Exercise description
Do any lines in the data below contain "this"? If so, copy every one of them.
* start *
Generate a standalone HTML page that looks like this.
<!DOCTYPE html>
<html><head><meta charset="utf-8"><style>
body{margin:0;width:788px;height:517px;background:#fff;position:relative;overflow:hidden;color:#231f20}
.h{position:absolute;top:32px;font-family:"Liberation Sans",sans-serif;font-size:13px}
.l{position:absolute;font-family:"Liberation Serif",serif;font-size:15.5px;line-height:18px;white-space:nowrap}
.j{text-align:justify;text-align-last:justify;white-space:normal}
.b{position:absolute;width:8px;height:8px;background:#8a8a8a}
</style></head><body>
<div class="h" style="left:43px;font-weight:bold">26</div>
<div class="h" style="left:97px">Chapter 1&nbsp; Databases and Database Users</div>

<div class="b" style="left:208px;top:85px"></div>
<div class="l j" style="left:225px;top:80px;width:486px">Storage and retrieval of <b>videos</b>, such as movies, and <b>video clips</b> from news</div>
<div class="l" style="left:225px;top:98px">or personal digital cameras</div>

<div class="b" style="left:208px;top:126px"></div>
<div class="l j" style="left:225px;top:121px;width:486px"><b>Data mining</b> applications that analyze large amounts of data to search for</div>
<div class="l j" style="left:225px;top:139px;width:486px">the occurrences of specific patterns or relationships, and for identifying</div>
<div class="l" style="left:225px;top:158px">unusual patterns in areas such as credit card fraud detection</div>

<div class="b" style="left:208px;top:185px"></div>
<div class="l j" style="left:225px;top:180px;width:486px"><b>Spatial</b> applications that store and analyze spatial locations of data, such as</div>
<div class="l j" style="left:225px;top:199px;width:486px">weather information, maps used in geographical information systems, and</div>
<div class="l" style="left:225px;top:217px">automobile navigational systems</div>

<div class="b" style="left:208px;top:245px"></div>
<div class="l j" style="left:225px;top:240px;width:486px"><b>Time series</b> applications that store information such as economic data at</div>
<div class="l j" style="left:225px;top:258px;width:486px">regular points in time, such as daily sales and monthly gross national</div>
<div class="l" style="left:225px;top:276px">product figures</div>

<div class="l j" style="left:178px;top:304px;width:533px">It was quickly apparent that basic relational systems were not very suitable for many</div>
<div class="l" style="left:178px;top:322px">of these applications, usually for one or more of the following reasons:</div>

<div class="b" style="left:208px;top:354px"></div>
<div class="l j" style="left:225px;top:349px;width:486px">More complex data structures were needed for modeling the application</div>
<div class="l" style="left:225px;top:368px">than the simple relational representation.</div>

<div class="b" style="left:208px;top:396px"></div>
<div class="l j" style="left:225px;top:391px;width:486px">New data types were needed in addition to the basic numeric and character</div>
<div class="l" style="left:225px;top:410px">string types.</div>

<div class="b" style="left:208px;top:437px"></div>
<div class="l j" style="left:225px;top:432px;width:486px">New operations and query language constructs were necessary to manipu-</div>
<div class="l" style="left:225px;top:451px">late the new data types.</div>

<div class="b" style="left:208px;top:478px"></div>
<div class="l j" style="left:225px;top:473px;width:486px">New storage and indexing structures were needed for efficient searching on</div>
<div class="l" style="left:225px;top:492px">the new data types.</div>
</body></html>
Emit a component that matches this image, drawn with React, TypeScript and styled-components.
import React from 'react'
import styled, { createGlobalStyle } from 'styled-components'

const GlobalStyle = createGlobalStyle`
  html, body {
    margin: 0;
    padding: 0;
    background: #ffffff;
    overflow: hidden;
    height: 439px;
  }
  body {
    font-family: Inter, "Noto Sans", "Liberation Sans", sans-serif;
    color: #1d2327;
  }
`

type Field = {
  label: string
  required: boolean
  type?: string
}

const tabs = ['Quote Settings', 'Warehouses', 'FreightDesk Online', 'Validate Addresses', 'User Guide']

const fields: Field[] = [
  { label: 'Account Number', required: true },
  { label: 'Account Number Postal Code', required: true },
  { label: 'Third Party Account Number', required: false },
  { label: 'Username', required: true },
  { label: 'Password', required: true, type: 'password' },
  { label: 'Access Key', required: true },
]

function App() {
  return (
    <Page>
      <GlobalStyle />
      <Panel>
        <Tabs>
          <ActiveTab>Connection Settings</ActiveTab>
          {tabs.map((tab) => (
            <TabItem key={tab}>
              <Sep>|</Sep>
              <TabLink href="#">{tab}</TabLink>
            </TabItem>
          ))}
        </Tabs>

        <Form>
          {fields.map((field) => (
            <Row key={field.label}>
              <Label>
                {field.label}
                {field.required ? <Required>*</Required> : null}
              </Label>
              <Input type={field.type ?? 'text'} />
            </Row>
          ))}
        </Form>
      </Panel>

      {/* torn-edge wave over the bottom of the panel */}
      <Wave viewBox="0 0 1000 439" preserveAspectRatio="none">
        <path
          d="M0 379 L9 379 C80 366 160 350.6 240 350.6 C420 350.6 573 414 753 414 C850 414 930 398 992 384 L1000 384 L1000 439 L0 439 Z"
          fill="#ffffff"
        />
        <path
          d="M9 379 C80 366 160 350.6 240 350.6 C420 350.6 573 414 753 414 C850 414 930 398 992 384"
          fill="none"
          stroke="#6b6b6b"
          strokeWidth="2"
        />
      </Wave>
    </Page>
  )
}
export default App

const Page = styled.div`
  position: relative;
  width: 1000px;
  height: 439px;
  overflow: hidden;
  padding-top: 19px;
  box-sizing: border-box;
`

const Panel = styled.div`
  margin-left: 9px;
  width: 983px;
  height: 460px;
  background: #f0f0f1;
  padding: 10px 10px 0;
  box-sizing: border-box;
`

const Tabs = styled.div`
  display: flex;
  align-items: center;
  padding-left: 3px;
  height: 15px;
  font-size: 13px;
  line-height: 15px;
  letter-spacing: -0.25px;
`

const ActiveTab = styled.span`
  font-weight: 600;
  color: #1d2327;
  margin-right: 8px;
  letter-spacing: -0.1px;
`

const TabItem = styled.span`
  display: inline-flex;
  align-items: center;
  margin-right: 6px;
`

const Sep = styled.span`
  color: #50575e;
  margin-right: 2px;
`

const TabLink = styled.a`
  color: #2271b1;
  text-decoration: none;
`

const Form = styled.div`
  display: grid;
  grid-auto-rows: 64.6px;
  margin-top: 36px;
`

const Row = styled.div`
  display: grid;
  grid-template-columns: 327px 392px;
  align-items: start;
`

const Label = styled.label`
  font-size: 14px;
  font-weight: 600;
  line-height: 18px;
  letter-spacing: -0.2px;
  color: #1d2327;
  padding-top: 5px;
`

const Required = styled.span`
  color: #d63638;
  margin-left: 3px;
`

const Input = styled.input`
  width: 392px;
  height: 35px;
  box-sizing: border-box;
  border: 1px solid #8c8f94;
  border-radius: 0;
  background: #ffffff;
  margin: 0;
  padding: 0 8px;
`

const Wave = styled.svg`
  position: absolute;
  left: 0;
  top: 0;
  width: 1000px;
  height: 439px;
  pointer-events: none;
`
* end *
Completed exercise
Generate a standalone HTML page that looks like this.
Emit a component that matches this image, drawn with React, TypeScript and styled-components.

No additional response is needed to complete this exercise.